Anyway, you can stroll along these walls to the South Gate, which was scene of some of the fiercest fighting when the Brits attacked. Just beyond here is the southern Alun Alun, which is much nicer than the main northern Alun Alun, and yet is visited by very few tourists. In the evening there are lots of little pavement food stalls - a good spot to stop for a bowl of ronde and a chat. Watch the local youths trying to walk blindfolded between the big sacred banyans in the middle of the alun alun - if you can manage it, you're due for success (and maybe a new Honda Vario ;-) )...
The residential streets in this southern part of the Greater Kraton are worth a wander too...
Otherwise, most things are a taxi or becak ride away.

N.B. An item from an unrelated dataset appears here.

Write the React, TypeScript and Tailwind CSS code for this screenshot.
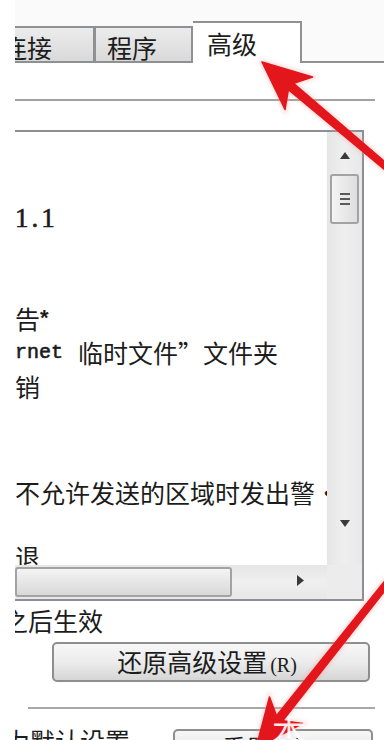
import React from "react";

const cjk = "font-['Noto_Sans_CJK_SC','Noto_Sans_CJK_JP',sans-serif]";

function Grip() {
  return (
    <div className="flex flex-col gap-[3px] items-center">
      <div className="w-[10px] h-[2px] bg-[#5a5a5a]" />
      <div className="w-[10px] h-[2px] bg-[#5a5a5a]" />
      <div className="w-[10px] h-[2px] bg-[#5a5a5a]" />
    </div>
  );
}

function Arrows() {
  const a1 =
    "262,62 312.5,77 293.6,83.4 397.6,172.7 393.8,177.3 288.4,89.6 285,109.5";
  const a2 =
    "256,748 302.5,723.5 282.7,720.7 392.1,581.6 387.3,577.8 276.5,715.7 269.5,697";
  return (
    <svg
      className="absolute inset-0 pointer-events-none"
      width="384"
      height="740"
      viewBox="0 0 384 740"
    >
      <defs>
        <filter id="soft" x="-20%" y="-20%" width="140%" height="140%">
          <feGaussianBlur stdDeviation="2.2" />
        </filter>
        <filter id="edge" x="-20%" y="-20%" width="140%" height="140%">
          <feGaussianBlur stdDeviation="0.6" />
        </filter>
      </defs>
      <g filter="url(#soft)" opacity="0.45">
        <polygon points={a1} fill="#f08080" stroke="#f4a0a0" strokeWidth="4" />
        <polygon points={a2} fill="#f08080" stroke="#f4a0a0" strokeWidth="4" />
      </g>
      <g filter="url(#edge)">
        <polygon points={a1} fill="#e3141b" stroke="#e3141b" strokeWidth="1.5" strokeLinejoin="round" />
        <polygon points={a2} fill="#e3141b" stroke="#e3141b" strokeWidth="1.5" strokeLinejoin="round" />
      </g>
    </svg>
  );
}

export default function App() {
  return (
    <div className={`relative w-[384px] h-[740px] overflow-hidden bg-white text-[#1c1c1c] ${cjk}`}>
      <div className="pl-[15px] h-full">
        <div className="h-full overflow-hidden flex flex-col">
          {/* tab strip */}
          <div className="h-[63px] shrink-0 flex items-end bg-[#fafafa]">
            <div className="w-[80px] h-[37px] shrink-0 overflow-hidden border-t-2 border-r-2 border-b-2 border-[#8f9092] bg-gradient-to-b from-[#ececec] to-[#d9d9d9] flex items-center">
              <span className="ml-[-13px] text-[25px] leading-none whitespace-nowrap pt-[5px]">连接</span>
            </div>
            <div className="w-[98px] h-[37px] shrink-0 border-t-2 border-r-2 border-b-2 border-l border-[#8f9092] bg-gradient-to-b from-[#ececec] to-[#d9d9d9] flex items-center">
              <span className="pl-[11px] text-[25px] leading-none whitespace-nowrap pt-[5px]">程序</span>
            </div>
            <div className="w-[109px] h-[42px] shrink-0 border-t-2 border-r-2 border-[#8f9092] bg-white flex items-center">
              <span className="pl-[14px] text-[25px] leading-none whitespace-nowrap">高级</span>
            </div>
            <div className="flex-1 border-b-2 border-[#8f9092]" />
          </div>

          {/* panel */}
          <div className="flex flex-col bg-white flex-1">
            <div className="h-[36px] shrink-0" />
            <div className="w-[360px] h-[2px] bg-[#a2a2a2] shrink-0" />
            <div className="h-[29px] shrink-0" />

            {/* listbox */}
            <div className="w-[349px] h-[471px] shrink-0 border-t-2 border-r-2 border-b-2 border-[#8d8f94] flex flex-col">
              <div className="flex h-[433px]">
                <div className="flex-1 overflow-hidden flex flex-col pt-[69px]">
                  <div className="h-[34px] flex items-center shrink-0">
                    <span className="font-['Liberation_Serif',serif] text-[27px] tracking-[3px] leading-none [-webkit-text-stroke:0.6px_#1c1c1c]">1.1</span>
                  </div>
                  <div className="h-[66px] shrink-0" />
                  <div className="h-[34px] flex items-center shrink-0 whitespace-nowrap text-[25px] leading-none">
                    <span>告</span>
                    <span className="font-['Liberation_Sans',sans-serif] text-[22px] font-bold">*</span>
                  </div>
                  <div className="h-[35px] flex items-center shrink-0 whitespace-nowrap text-[25px] leading-none">
                    <span className="font-['Liberation_Mono',monospace] text-[20px] [-webkit-text-stroke:0.6px_#1c1c1c]">rnet</span>
                    <span className="ml-[15px]">临时文件</span>
                    <span>”</span>
                    <span>文件夹</span>
                  </div>
                  <div className="h-[33px] flex items-center shrink-0 whitespace-nowrap text-[25px] leading-none">销</div>
                  <div className="h-[72px] shrink-0" />
                  <div className="h-[34px] flex items-center shrink-0 whitespace-nowrap text-[25px] leading-none">不允许发送的区域时发出警·</div>
                  <div className="h-[30px] shrink-0" />
                  <div className="h-[34px] flex items-center shrink-0 whitespace-nowrap text-[25px] leading-none">退</div>
                </div>
                {/* vertical scrollbar */}
                <div className="w-[35px] shrink-0 bg-gradient-to-r from-[#e6e6e6] via-[#efefef] to-[#e8e8e8] flex flex-col items-center">
                  <div className="h-[42px] w-full flex items-center justify-center pt-[4px]">
                    <svg width="10" height="7" viewBox="0 0 10 7">
                      <polygon points="5,0 10,7 0,7" fill="#3a3a3a" />
                    </svg>
                  </div>
                  <div className="w-[29px] h-[50px] rounded-[3px] border-2 border-[#a3a3a3] bg-gradient-to-r from-[#f4f4f4] to-[#dedede] flex items-center justify-center">
                    <Grip />
                  </div>
                  <div className="flex-1" />
                  <div className="h-[50px] w-full flex items-start justify-center pt-[5px]">
                    <svg width="10" height="7" viewBox="0 0 10 7">
                      <polygon points="0,0 10,0 5,7" fill="#3a3a3a" />
                    </svg>
                  </div>
                </div>
              </div>
              {/* horizontal scrollbar */}
              <div className="flex flex-1 bg-gradient-to-b from-[#e6e6e6] via-[#efefef] to-[#e8e8e8]">
                <div className="flex-1 flex items-center">
                  <div className="w-[217px] h-[30px] rounded-[3px] border-2 border-[#a3a3a3] bg-gradient-to-b from-[#f4f4f4] to-[#d9d9d9]" />
                  <div className="flex-1" />
                  <div className="w-[30px] flex items-center justify-start mb-[4px]">
                    <svg width="7" height="11" viewBox="0 0 7 11">
                      <polygon points="0,0 7,5.5 0,11" fill="#3a3a3a" />
                    </svg>
                  </div>
                </div>
                <div className="w-[35px] shrink-0 bg-[#ececec]" />
              </div>
            </div>

            <div className="h-[38px] shrink-0 flex items-center whitespace-nowrap text-[25px] leading-none">
              <span className="ml-[-12px]">之后生效</span>
            </div>
            <div className="h-[3px] shrink-0" />
            <div className="ml-[37px] w-[318px] h-[40px] shrink-0 rounded-[5px] border-2 border-[#8e8e8e] bg-gradient-to-b from-[#f7f7f7] via-[#ececec] to-[#d6d6d6] flex items-center justify-center">
              <span className="text-[25px] leading-none whitespace-nowrap mr-[8px]">
                还原高级设置
                <span className="font-['Liberation_Serif',serif] text-[20px] ml-[3px]">(R)</span>
              </span>
            </div>
            <div className="h-[25px] shrink-0" />
            <div className="ml-[13px] w-[347px] h-[2px] bg-[#a8a8a8] shrink-0" />
            <div className="h-[14px] shrink-0" />
            <div className="flex items-start shrink-0 h-[40px]">
              <span className="ml-[-10px] text-[25px] leading-none whitespace-nowrap pt-[5px]">为默认设置</span>
              <div className="ml-[43px] w-[200px] h-[40px] mt-[6px] rounded-[5px] border-2 border-[#8e8e8e] bg-gradient-to-b from-[#f7f7f7] to-[#dcdcdc] flex items-start justify-center pt-[4px]">
                <span className="text-[25px] leading-none whitespace-nowrap">重置(S)...</span>
              </div>
            </div>
          </div>
        </div>
      </div>
      <Arrows />
      <div className={`absolute left-[272px] top-[714px] text-[34px] leading-none text-white/90 ${cjk}`}>本</div>
    </div>
  );
}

If you've not been before I'd recommend a visit to the burial place of kings at Imogiri, 20 or so KMs south of town. Even the most sceptical of bules might find themselves coming over a bit Kejawen here - and still more so if you go and make an offering to Kanjeng Ratu Kidul at Parangkusomo at dusk...
If you're not mystically inclined, however, pop over the way from your homestay to Prawirotaman, and have a latte and a slice of millionaire shortbread in Ministry of Coffee, and have a look through their eclectic little library - always my Yogya treat...
2
Thanks Tim.I've been to Yogya three times before. The first two during my expense account days so I stayed in an expensive hotel on Jalan Malioboro. The last time was a few years ago when my eldest daughter was looking at schools; we stayed in a nice place but on the edges of the city. I was looking for a place this time that was quiet, relatively inexpensive and in an area where I could do some walking when not being a dad. Your advice sounds great for my plans to walk around. How far is Prawirotaman from where I'll be? It seems close on the map, but you know how deceiving those can be in Indonesia.
4
I used to rent a bicycle to get around Jogya on all of my 4 visits there.But Jl. Malioboro is one way going to the Kraton, and it is uphill coming back in the direction of the Sosro. I didn't like the uphill, but it was very manageable.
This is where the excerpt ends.